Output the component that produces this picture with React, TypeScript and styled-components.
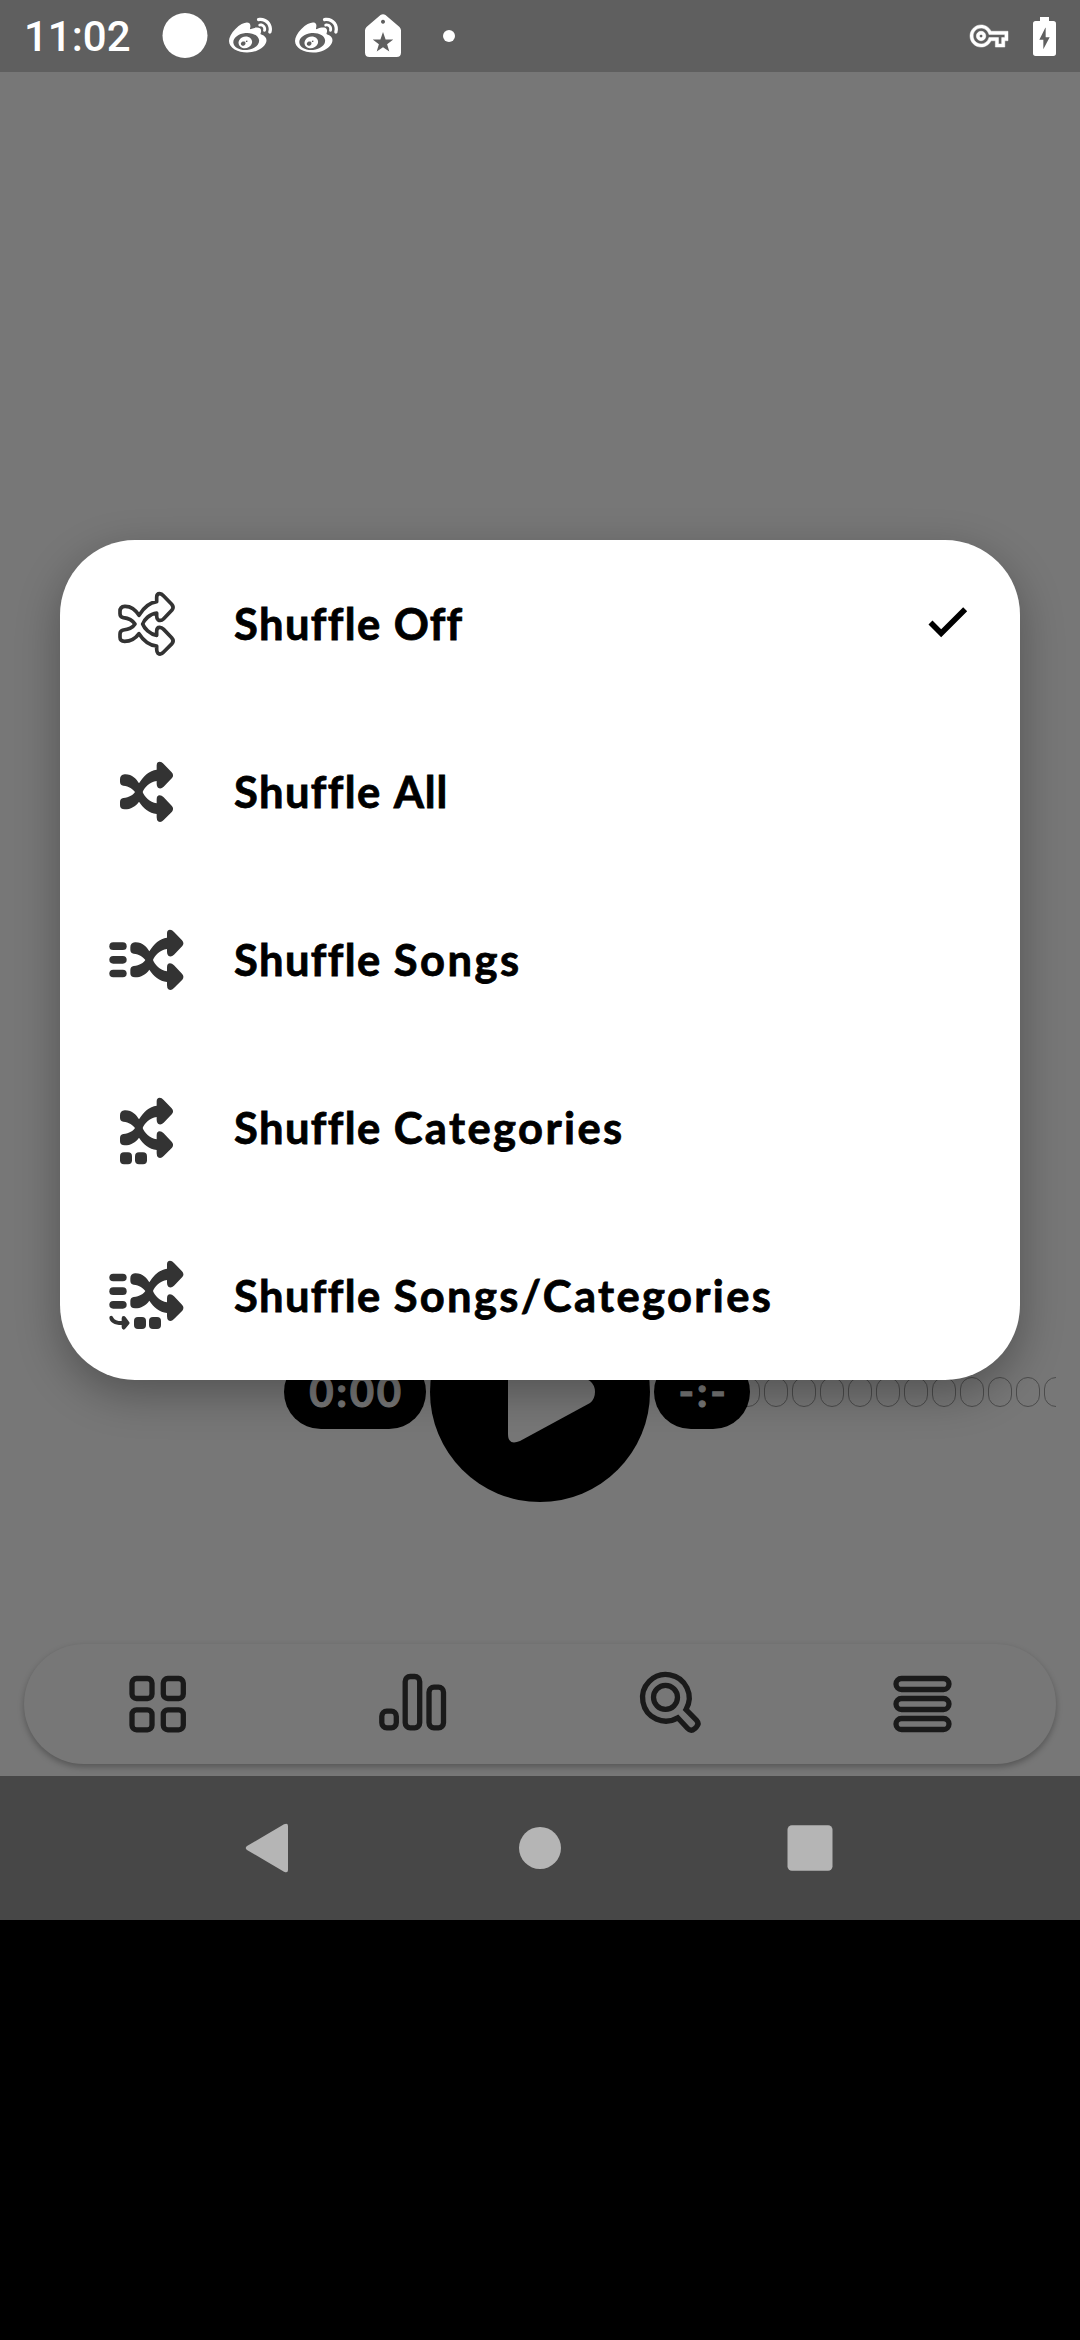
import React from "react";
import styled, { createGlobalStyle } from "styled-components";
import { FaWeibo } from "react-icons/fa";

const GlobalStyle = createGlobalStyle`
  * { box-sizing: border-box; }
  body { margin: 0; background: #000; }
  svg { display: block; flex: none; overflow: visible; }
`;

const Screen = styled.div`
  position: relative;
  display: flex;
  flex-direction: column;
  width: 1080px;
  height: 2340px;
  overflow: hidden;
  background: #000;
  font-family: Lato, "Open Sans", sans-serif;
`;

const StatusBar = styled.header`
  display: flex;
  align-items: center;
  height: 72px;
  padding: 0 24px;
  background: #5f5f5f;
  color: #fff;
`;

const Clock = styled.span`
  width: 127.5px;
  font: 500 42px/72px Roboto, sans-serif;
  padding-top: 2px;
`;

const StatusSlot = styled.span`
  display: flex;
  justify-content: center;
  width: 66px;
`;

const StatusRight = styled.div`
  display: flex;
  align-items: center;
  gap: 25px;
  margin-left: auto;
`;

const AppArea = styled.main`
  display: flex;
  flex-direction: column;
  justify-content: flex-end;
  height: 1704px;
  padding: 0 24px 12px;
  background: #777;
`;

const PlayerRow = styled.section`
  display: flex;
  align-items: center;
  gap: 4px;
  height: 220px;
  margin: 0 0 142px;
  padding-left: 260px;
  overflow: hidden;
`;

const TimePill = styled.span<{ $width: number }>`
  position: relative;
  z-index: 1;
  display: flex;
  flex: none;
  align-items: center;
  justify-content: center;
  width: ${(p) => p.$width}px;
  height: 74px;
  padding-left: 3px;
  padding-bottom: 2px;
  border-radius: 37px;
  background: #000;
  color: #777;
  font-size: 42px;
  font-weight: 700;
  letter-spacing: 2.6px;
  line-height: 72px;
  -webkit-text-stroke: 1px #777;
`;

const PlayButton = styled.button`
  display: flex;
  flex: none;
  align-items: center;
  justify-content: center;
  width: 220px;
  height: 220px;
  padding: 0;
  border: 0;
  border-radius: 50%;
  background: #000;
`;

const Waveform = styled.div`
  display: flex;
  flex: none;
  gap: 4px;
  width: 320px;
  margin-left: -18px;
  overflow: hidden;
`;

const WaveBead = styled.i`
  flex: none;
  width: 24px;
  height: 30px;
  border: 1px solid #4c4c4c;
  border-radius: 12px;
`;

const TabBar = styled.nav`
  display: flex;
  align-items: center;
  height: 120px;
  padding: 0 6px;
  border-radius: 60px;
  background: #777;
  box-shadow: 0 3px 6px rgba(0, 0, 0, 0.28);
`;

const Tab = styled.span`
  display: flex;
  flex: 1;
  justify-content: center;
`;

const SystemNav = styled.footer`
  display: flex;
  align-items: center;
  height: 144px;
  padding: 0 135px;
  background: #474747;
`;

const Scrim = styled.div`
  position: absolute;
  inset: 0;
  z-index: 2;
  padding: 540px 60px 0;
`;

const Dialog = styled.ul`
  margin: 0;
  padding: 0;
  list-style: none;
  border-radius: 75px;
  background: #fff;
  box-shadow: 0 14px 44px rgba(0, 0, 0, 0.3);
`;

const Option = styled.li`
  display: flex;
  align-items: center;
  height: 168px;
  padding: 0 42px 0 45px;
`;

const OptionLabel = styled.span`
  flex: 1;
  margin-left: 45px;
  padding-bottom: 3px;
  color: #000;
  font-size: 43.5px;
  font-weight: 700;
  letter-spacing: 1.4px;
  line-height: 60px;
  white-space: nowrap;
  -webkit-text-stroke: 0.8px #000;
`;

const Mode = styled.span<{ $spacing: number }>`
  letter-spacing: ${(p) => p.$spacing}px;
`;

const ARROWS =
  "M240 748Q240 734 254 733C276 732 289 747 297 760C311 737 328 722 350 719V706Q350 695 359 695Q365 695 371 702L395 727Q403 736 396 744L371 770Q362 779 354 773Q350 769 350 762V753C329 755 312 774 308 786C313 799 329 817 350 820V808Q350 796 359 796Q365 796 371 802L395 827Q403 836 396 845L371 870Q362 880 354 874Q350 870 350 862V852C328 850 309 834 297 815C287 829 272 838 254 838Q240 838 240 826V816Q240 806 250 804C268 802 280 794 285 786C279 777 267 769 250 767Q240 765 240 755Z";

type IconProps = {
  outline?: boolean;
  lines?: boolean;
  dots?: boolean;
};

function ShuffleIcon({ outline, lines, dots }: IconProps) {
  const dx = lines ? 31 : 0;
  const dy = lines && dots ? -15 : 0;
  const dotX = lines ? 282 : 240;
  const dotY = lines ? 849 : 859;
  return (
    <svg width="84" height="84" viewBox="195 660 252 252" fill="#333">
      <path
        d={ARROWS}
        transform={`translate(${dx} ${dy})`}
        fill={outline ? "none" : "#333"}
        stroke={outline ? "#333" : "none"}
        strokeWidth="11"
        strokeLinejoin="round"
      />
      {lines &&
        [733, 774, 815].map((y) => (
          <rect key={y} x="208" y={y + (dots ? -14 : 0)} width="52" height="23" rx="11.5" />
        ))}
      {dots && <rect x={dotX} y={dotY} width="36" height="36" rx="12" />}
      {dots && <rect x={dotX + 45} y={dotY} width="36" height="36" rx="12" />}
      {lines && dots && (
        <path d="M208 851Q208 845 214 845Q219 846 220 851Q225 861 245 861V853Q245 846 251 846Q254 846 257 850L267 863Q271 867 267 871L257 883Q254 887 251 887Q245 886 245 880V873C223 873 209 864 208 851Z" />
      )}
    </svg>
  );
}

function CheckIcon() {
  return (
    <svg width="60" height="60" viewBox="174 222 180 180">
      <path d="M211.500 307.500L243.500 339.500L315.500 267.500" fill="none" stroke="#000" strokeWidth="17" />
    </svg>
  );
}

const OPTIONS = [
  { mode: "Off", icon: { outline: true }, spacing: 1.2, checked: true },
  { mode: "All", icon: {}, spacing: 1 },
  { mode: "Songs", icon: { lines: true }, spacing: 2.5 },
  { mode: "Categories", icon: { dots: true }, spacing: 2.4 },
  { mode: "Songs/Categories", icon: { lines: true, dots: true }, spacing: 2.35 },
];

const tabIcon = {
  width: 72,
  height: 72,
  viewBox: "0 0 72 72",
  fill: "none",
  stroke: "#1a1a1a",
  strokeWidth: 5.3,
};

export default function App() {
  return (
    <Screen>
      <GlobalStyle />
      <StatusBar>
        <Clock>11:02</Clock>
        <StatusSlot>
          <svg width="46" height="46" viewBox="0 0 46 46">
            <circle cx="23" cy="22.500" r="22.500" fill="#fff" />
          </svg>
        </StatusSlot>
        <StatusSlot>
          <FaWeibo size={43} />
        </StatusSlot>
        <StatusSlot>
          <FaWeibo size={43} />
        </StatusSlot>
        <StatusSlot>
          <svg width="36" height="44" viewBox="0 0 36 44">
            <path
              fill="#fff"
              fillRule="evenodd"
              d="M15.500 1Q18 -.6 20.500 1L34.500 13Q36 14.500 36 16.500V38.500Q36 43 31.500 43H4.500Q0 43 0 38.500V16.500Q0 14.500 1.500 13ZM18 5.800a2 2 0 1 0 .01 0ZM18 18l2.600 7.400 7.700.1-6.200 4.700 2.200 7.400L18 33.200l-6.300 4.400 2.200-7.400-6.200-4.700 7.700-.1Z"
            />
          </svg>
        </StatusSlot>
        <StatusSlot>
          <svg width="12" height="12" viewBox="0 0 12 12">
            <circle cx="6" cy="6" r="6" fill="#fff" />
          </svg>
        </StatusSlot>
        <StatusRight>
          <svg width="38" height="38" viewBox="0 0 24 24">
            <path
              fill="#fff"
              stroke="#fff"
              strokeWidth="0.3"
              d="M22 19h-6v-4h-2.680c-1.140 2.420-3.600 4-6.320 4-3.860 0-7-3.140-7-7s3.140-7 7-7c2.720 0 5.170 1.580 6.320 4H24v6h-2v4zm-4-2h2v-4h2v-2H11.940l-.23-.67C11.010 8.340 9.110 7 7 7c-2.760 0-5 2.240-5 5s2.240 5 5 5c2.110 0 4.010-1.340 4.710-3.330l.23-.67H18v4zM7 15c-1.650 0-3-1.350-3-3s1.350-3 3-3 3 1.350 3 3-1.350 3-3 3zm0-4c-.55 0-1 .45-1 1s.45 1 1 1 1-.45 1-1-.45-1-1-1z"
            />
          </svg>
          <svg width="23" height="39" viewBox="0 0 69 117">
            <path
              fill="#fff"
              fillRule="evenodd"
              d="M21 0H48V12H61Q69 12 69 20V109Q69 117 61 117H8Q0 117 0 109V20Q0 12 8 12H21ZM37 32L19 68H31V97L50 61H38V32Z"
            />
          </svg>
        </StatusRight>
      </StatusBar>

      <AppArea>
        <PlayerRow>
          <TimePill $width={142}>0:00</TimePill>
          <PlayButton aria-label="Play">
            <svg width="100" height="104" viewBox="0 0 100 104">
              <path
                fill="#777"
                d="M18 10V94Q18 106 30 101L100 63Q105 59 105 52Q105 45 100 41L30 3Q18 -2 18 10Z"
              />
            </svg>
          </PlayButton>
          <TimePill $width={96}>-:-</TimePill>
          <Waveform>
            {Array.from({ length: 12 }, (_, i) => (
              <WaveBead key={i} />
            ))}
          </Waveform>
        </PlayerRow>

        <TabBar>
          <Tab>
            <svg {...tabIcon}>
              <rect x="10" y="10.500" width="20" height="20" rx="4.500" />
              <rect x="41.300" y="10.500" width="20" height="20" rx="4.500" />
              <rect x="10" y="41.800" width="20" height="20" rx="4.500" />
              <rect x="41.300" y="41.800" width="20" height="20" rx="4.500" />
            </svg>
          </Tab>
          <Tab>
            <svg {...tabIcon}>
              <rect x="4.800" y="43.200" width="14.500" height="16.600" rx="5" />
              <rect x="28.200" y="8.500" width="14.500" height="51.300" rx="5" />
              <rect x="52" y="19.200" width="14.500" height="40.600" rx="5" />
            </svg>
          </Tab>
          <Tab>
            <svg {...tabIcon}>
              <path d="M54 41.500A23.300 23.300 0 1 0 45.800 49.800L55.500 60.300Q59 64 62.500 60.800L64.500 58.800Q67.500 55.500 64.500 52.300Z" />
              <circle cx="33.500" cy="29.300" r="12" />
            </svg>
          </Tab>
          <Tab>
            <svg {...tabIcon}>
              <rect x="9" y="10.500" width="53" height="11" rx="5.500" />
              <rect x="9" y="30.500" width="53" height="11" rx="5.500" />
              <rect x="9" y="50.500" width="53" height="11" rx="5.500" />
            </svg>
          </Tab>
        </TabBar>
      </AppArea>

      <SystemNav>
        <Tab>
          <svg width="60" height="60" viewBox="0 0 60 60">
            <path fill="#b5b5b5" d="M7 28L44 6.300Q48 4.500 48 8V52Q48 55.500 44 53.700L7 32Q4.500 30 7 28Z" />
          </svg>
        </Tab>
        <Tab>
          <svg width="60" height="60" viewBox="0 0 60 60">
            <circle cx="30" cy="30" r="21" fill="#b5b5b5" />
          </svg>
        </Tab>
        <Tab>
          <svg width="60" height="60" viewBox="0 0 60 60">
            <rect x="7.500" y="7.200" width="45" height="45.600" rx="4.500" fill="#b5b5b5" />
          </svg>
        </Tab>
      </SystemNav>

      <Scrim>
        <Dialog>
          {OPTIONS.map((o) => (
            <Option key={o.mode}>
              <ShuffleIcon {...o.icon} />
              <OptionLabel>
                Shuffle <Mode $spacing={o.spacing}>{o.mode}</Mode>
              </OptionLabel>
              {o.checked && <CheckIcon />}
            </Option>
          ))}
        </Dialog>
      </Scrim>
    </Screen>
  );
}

◆ **Challenge**: Find all lines with "components" in them and copy each one.

◆ **Answer to this task**:
Output the component that produces this picture with React, TypeScript and styled-components.
import styled, { createGlobalStyle } from "styled-components";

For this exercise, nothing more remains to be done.